⟨

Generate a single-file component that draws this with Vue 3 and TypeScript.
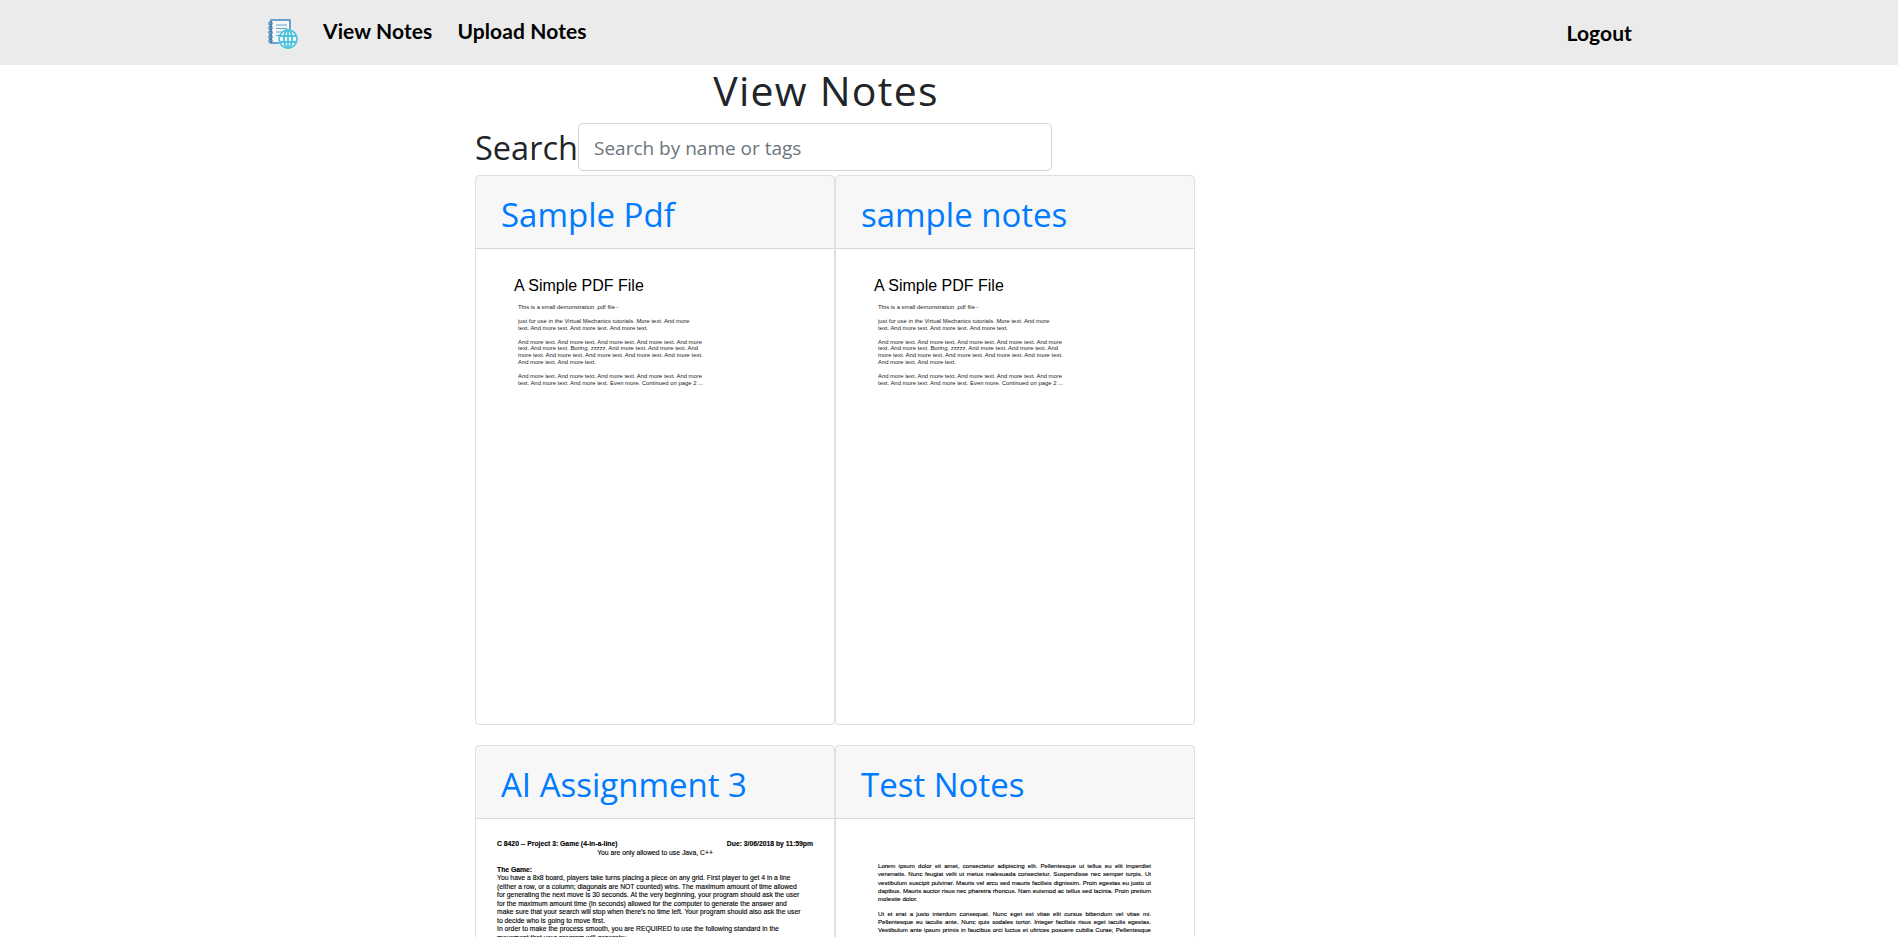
<script setup lang="ts">
type Line = { text: string; bold?: boolean; center?: boolean; gap?: boolean; due?: string };

const simplePdf: Line[] = [
  { text: 'This is a small demonstration .pdf file -' },
  { text: 'just for use in the Virtual Mechanics tutorials. More text. And more', gap: true },
  { text: 'text. And more text. And more text. And more text.' },
  { text: 'And more text. And more text. And more text. And more text. And more', gap: true },
  { text: 'text. And more text. Boring, zzzzz. And more text. And more text. And' },
  { text: 'more text. And more text. And more text. And more text. And more text.' },
  { text: 'And more text. And more text.' },
  { text: 'And more text. And more text. And more text. And more text. And more', gap: true },
  { text: 'text. And more text. And more text. Even more. Continued on page 2 ...' },
];

const assignment: Line[] = [
  { text: 'C 8420 -- Project 3: Game (4-in-a-line)', bold: true, due: 'Due: 3/06/2018 by 11:59pm' },
  { text: 'You are only allowed to use Java, C++', center: true },
  { text: 'The Game:', bold: true, gap: true },
  { text: 'You have a 8x8 board, players take turns placing a piece on any grid. First player to get 4 in a line' },
  { text: '(either a row, or a column; diagonals are NOT counted) wins. The maximum amount of time allowed' },
  { text: 'for generating the next move is 30 seconds. At the very beginning, your program should ask the user' },
  { text: 'for the maximum amount time (in seconds) allowed for the computer to generate the answer and' },
  { text: "make sure that your search will stop when there's no time left. Your program should also ask the user" },
  { text: 'to decide who is going to move first.' },
  { text: 'In order to make the process smooth, you are REQUIRED to use the following standard in the' },
  { text: 'movement that your program will generate:' },
];

const lorem = [
  'Lorem ipsum dolor sit amet, consectetur adipiscing elit. Pellentesque ut tellus eu elit imperdiet venenatis. Nunc feugiat velit ut metus malesuada consectetur. Suspendisse nec semper turpis. Ut vestibulum suscipit pulvinar. Mauris vel arcu sed mauris facilisis dignissim. Proin egestas eu justo ut dapibus. Mauris auctor risus nec pharetra rhoncus. Nam euismod ac tellus sed lacinia. Proin pretium molestie dolor.',
  'Ut et erat a justo interdum consequat. Nunc eget est vitae elit cursus bibendum vel vitae mi. Pellentesque eu iaculis ante. Nunc quis sodales tortor. Integer facilisis risus eget iaculis egestas. Vestibulum ante ipsum primis in faucibus orci luctus et ultrices posuere cubilia Curae; Pellentesque habitant morbi tristique senectus et netus et malesuada fames ac turpis egestas.',
];
</script>

<template>
  <div class="page">
    <nav class="navbar">
      <svg class="logo" viewBox="0 0 32 32" width="32" height="32" aria-hidden="true">
        <rect x="4" y="2" width="19" height="23" fill="#f4f6f8" stroke="#3a7fb5" stroke-width="1.4" />
        <g fill="none" stroke="#3a7fb5" stroke-width="1.3">
          <circle cx="3.5" cy="5.5" r="1.6" />
          <circle cx="3.5" cy="10" r="1.6" />
          <circle cx="3.5" cy="14.5" r="1.6" />
          <circle cx="3.5" cy="19" r="1.6" />
          <circle cx="3.5" cy="23" r="1.6" />
        </g>
        <path d="M9 7h11M9 10.5h11M9 14h8M9 17.5h5" stroke="#5aa5d2" stroke-width="1.2" fill="none" />
        <circle cx="21" cy="21" r="10" fill="#eef8fb" />
        <g fill="none" stroke="#4fc3dc" stroke-width="1.8">
          <circle cx="21" cy="21" r="9" />
          <ellipse cx="21" cy="21" rx="4" ry="9" />
          <path d="M21 12v18M12.5 18h17M12.5 24h17" />
        </g>
      </svg>
      <a class="nav-link first">View Notes</a>
      <a class="nav-link">Upload Notes</a>
      <a class="nav-link logout">Logout</a>
    </nav>

    <main class="content">
      <h1 class="title">View Notes</h1>
      <div class="search">
        <label class="search-label">Search</label>
        <input class="search-input" type="text" placeholder="Search by name or tags" />
      </div>

      <div class="cards">
        <section class="card">
          <header class="card-header"><a>Sample Pdf</a></header>
          <div class="card-body">
            <div class="pdf">
              <div class="pdf-title">A Simple PDF File</div>
              <div v-for="(l, i) in simplePdf" :key="i" class="pdf-line" :class="{ gap: l.gap }">{{ l.text }}</div>
            </div>
          </div>
        </section>
        <section class="card">
          <header class="card-header"><a>sample notes</a></header>
          <div class="card-body">
            <div class="pdf">
              <div class="pdf-title">A Simple PDF File</div>
              <div v-for="(l, i) in simplePdf" :key="i" class="pdf-line" :class="{ gap: l.gap }">{{ l.text }}</div>
            </div>
          </div>
        </section>
        <section class="card">
          <header class="card-header"><a>AI Assignment 3</a></header>
          <div class="card-body">
            <div class="assignment">
              <div
                v-for="(l, i) in assignment"
                :key="i"
                class="as-line"
                :class="{ bold: l.bold, center: l.center, gap: l.gap }"
              >
                <span>{{ l.text }}</span><span v-if="l.due">{{ l.due }}</span>
              </div>
            </div>
          </div>
        </section>
        <section class="card">
          <header class="card-header"><a>Test Notes</a></header>
          <div class="card-body">
            <div class="lorem">
              <p v-for="(p, i) in lorem" :key="i">{{ p }}</p>
            </div>
          </div>
        </section>
      </div>
    </main>
  </div>
</template>

<style>
html,
body {
  margin: 0;
  overflow: hidden;
}
</style>

<style scoped>
.page {
  height: 937px;
  overflow: hidden;
  background: #fff;
  color: #212529;
  font-family: "Open Sans", "Noto Sans", sans-serif;
}

.navbar {
  height: 65px;
  background: #ebebeb;
  display: flex;
  align-items: center;
  padding-left: 267px;
  padding-right: 266px;
}

.logo {
  flex: none;
  margin-top: 2px;
}

.nav-link {
  font-family: Lato, "Liberation Sans", sans-serif;
  font-weight: 700;
  font-size: 21px;
  letter-spacing: 0.1px;
  color: #000;
  margin-left: 25px;
  margin-bottom: 4px;
}

.nav-link.first {
  margin-left: 24px;
}

.logout {
  margin-left: auto;
  margin-bottom: 0;
}

.content {
  margin-left: 475px;
  width: 702px;
}

.title {
  margin: 0;
  height: 56px;
  font-size: 41px;
  font-weight: 400;
  letter-spacing: 1.25px;
  line-height: 50px;
  text-align: center;
}

.search {
  display: flex;
  align-items: center;
  height: 54px;
}

.search-label {
  width: 103px;
  font-size: 32.5px;
  line-height: 46px;
  white-space: nowrap;
}

.search-input {
  box-sizing: border-box;
  width: 474px;
  height: 48px;
  margin-bottom: 2px;
  padding: 2px 15px 0;
  border: 1px solid #ced4da;
  border-radius: 5px;
  font-family: inherit;
  font-size: 19px;
  color: #495057;
  outline: none;
}

.search-input::placeholder {
  color: #6c757d;
  opacity: 1;
}

.cards {
  display: grid;
  grid-template-columns: 360px 360px;
  grid-auto-rows: 550px;
  row-gap: 20px;
  width: 720px;
}

.card {
  box-sizing: border-box;
  border: 1px solid rgba(0, 0, 0, 0.125);
  border-radius: 4px;
  display: flex;
  flex-direction: column;
  overflow: hidden;
}

.card-header {
  box-sizing: border-box;
  height: 73px;
  flex: none;
  padding-left: 25px;
  background: rgba(0, 0, 0, 0.03);
  border-bottom: 1px solid rgba(0, 0, 0, 0.125);
  font-size: 33px;
  line-height: 78px;
  color: #007bff;
}

.card-body {
  flex: 1;
  position: relative;
  font-family: "Liberation Sans", Arial, sans-serif;
  color: #000;
}

.pdf {
  padding: 27px 0 0 38px;
}

.pdf-title {
  font-size: 16px;
  line-height: 20px;
  margin-bottom: 8px;
}

.pdf-line {
  font-size: 5.9px;
  line-height: 6.9px;
  margin-left: 4px;
  white-space: nowrap;
  color: #222;
}

.pdf-line.gap {
  margin-top: 6.9px;
}

.assignment {
  padding: 21px 0 0 21px;
  width: 316px;
  -webkit-text-stroke: 0.12px #000;
}

.as-line {
  font-size: 6.8px;
  line-height: 8.5px;
  white-space: nowrap;
  display: flex;
  justify-content: space-between;
}

.as-line.bold {
  font-weight: 700;
}

.as-line.center {
  justify-content: center;
}

.as-line.gap {
  margin-top: 8.5px;
}

.lorem {
  padding: 43px 0 0 42px;
  width: 273px;
  -webkit-text-stroke: 0.12px #000;
}

.lorem p {
  margin: 0 0 6.4px;
  font-size: 6.1px;
  line-height: 8.3px;
  text-align: justify;
}
</style>
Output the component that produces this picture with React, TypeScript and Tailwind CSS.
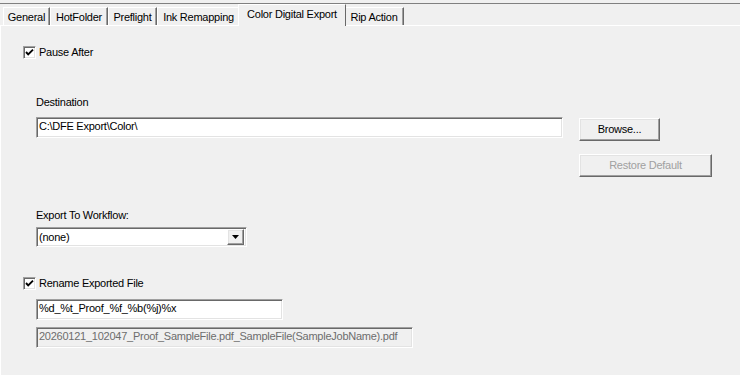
/**
 * Color Digital Export settings tab
 *
 * Classic Windows property page with a tab strip, check boxes,
 * text fields and 3D buttons.
 */

const tabs: { label: string; width: string; selected?: boolean }[] = [
  { label: 'General', width: 'w-[47px]' },
  { label: 'HotFolder', width: 'w-[58px]' },
  { label: 'Preflight', width: 'w-[49px]' },
  { label: 'Ink Remapping', width: 'w-[83px]' },
  { label: 'Color Digital Export', width: 'w-[108px]', selected: true },
  { label: 'Rip Action', width: 'w-[60px]' },
];

/** sunken 3D edge (edit boxes, check boxes) */
const sunken =
  'border border-t-[#a0a0a0] border-l-[#a0a0a0] border-b-white border-r-white shadow-[inset_1px_1px_0_#696969,inset_-1px_-1px_0_#e3e3e3]';

/** raised 3D edge (buttons) */
const raised =
  'border border-t-white border-l-white border-b-[#696969] border-r-[#696969] shadow-[inset_-1px_-1px_0_#a0a0a0,inset_1px_1px_0_#e3e3e3]';

function CheckBox({ label }: { label: string }): React.JSX.Element {
  return (
    <div className="flex items-center h-[13px] pl-[22px]">
      <div className={`w-[13px] h-[13px] bg-white flex items-center justify-center ${sunken}`}>
        <svg width="9" height="9" viewBox="0 0 9 9">
          <path d="M1 4 L3.2 6.4 L8 1.6" fill="none" stroke="#000" strokeWidth="1.9" />
        </svg>
      </div>
      <span className="ml-[3px] leading-[13px]">{label}</span>
    </div>
  );
}

function TextBox({ value, width, disabled }: { value: string; width: string; disabled?: boolean }): React.JSX.Element {
  return (
    <div
      className={`${width} h-[21px] pl-[2px] pt-[2px] leading-[13px] whitespace-nowrap overflow-hidden ${sunken} ${
        disabled ? 'bg-[#f0f0f0] text-[#6d6d6d]' : 'bg-white text-black'
      }`}
    >
      {value}
    </div>
  );
}

function Button({ label, width, disabled }: { label: string; width: string; disabled?: boolean }): React.JSX.Element {
  return (
    <div
      className={`${width} h-[23px] flex items-center justify-center bg-[#f0f0f0] ${raised} ${
        disabled ? 'text-[#a0a0a0]' : 'text-black'
      }`}
    >
      {label}
    </div>
  );
}

export default function App(): React.JSX.Element {
  return (
    <div className="w-[740px] h-[375px] bg-[#f0f0f0] overflow-hidden flex flex-col text-[11px] tracking-[-0.25px] text-black font-['Liberation_Sans',Arial,sans-serif]">
      {/* top edge */}
      <div className="h-[3px]" />
      <div className="h-px bg-[#808080]" />

      {/* tab strip */}
      <div className="h-[22px] flex items-end pl-[3px] border-b border-white">
        {tabs.map((tab) =>
          tab.selected ? (
            <div
              key={tab.label}
              className={`${tab.width} -mx-[2px] -mb-px relative z-10 h-[22px] bg-[#f0f0f0] border-t border-l border-white border-r border-r-[#696969] flex justify-center pt-[3px] leading-[13px]`}
            >
              {tab.label}
            </div>
          ) : (
            <div
              key={tab.label}
              className={`${tab.width} h-[18px] border-t border-l border-white border-r border-r-[#696969] shadow-[inset_-1px_0_0_#a0a0a0] flex justify-center pt-[3px] leading-[13px]`}
            >
              {tab.label}
            </div>
          )
        )}
      </div>

      {/* page body */}
      <div className="flex-1 border-l border-white flex flex-col">
        <div className="mt-[20px]">
          <CheckBox label="Pause After" />
        </div>

        <div className="pl-[35px] flex flex-col">
          <span className="mt-[37px] leading-[13px]">Destination</span>
          <div className="mt-[8px] flex items-start">
            <TextBox value="C:\DFE Export\Color\" width="w-[527px]" />
            <div className="ml-[16px] mt-px">
              <Button label="Browse..." width="w-[81px]" />
            </div>
          </div>
          <div className="mt-[13px] ml-[543px]">
            <Button label="Restore Default" width="w-[133px]" disabled />
          </div>

          <span className="mt-[32px] leading-[13px]">Export To Workflow:</span>
          <div className={`mt-[5px] w-[211px] h-[20px] bg-white flex items-center justify-between pl-[2px] pr-[2px] ${sunken}`}>
            <span className="leading-[13px]">(none)</span>
            <div className={`w-[17px] h-[16px] flex items-center justify-center bg-[#f0f0f0] ${raised}`}>
              <svg width="7" height="4" viewBox="0 0 7 4">
                <path d="M0 0 H7 L3.5 4 Z" fill="#000" />
              </svg>
            </div>
          </div>
        </div>

        <div className="mt-[30px]">
          <CheckBox label="Rename Exported File" />
        </div>

        <div className="pl-[35px] flex flex-col">
          <div className="mt-[9px]">
            <TextBox value="%d_%t_Proof_%f_%b(%j)%x" width="w-[247px]" />
          </div>
          <div className="mt-[7px]">
            <TextBox value="20260121_102047_Proof_SampleFile.pdf_SampleFile(SampleJobName).pdf" width="w-[377px]" disabled />
          </div>
        </div>
      </div>
    </div>
  );
}
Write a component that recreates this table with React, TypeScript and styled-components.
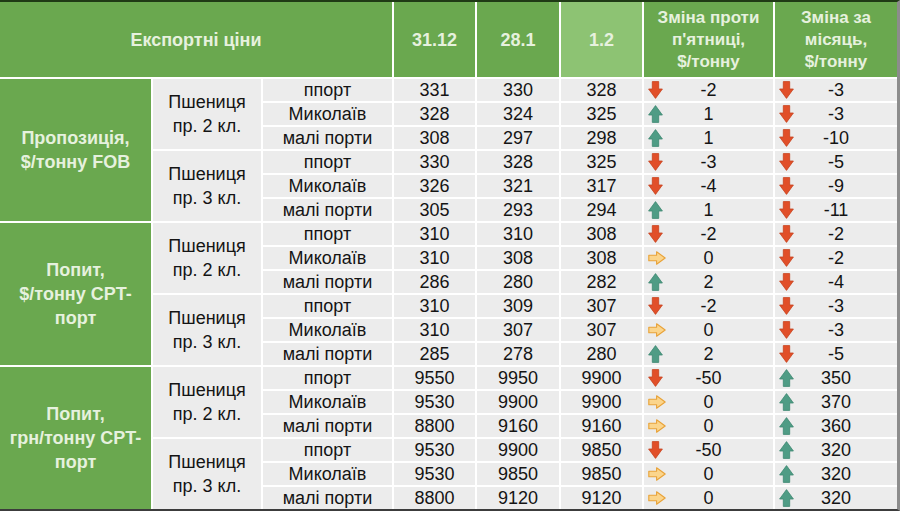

⟩

(STATED TASK):
Output exactly the lines from the one containing "Output the component" through the one containing "border-t-white border-l-white border-b-[#696969]", both included, and nothing else; leave out any pictures.

(RESPONSE TO THIS EXERCISE):
Output the component that produces this picture with React, TypeScript and Tailwind CSS.
/**
 * Color Digital Export settings tab
 *
 * Classic Windows property page with a tab strip, check boxes,
 * text fields and 3D buttons.
 */

const tabs: { label: string; width: string; selected?: boolean }[] = [
  { label: 'General', width: 'w-[47px]' },
  { label: 'HotFolder', width: 'w-[58px]' },
  { label: 'Preflight', width: 'w-[49px]' },
  { label: 'Ink Remapping', width: 'w-[83px]' },
  { label: 'Color Digital Export', width: 'w-[108px]', selected: true },
  { label: 'Rip Action', width: 'w-[60px]' },
];

/** sunken 3D edge (edit boxes, check boxes) */
const sunken =
  'border border-t-[#a0a0a0] border-l-[#a0a0a0] border-b-white border-r-white shadow-[inset_1px_1px_0_#696969,inset_-1px_-1px_0_#e3e3e3]';

/** raised 3D edge (buttons) */
const raised =
  'border border-t-white border-l-white border-b-[#696969] border-r-[#696969] shadow-[inset_-1px_-1px_0_#a0a0a0,inset_1px_1px_0_#e3e3e3]';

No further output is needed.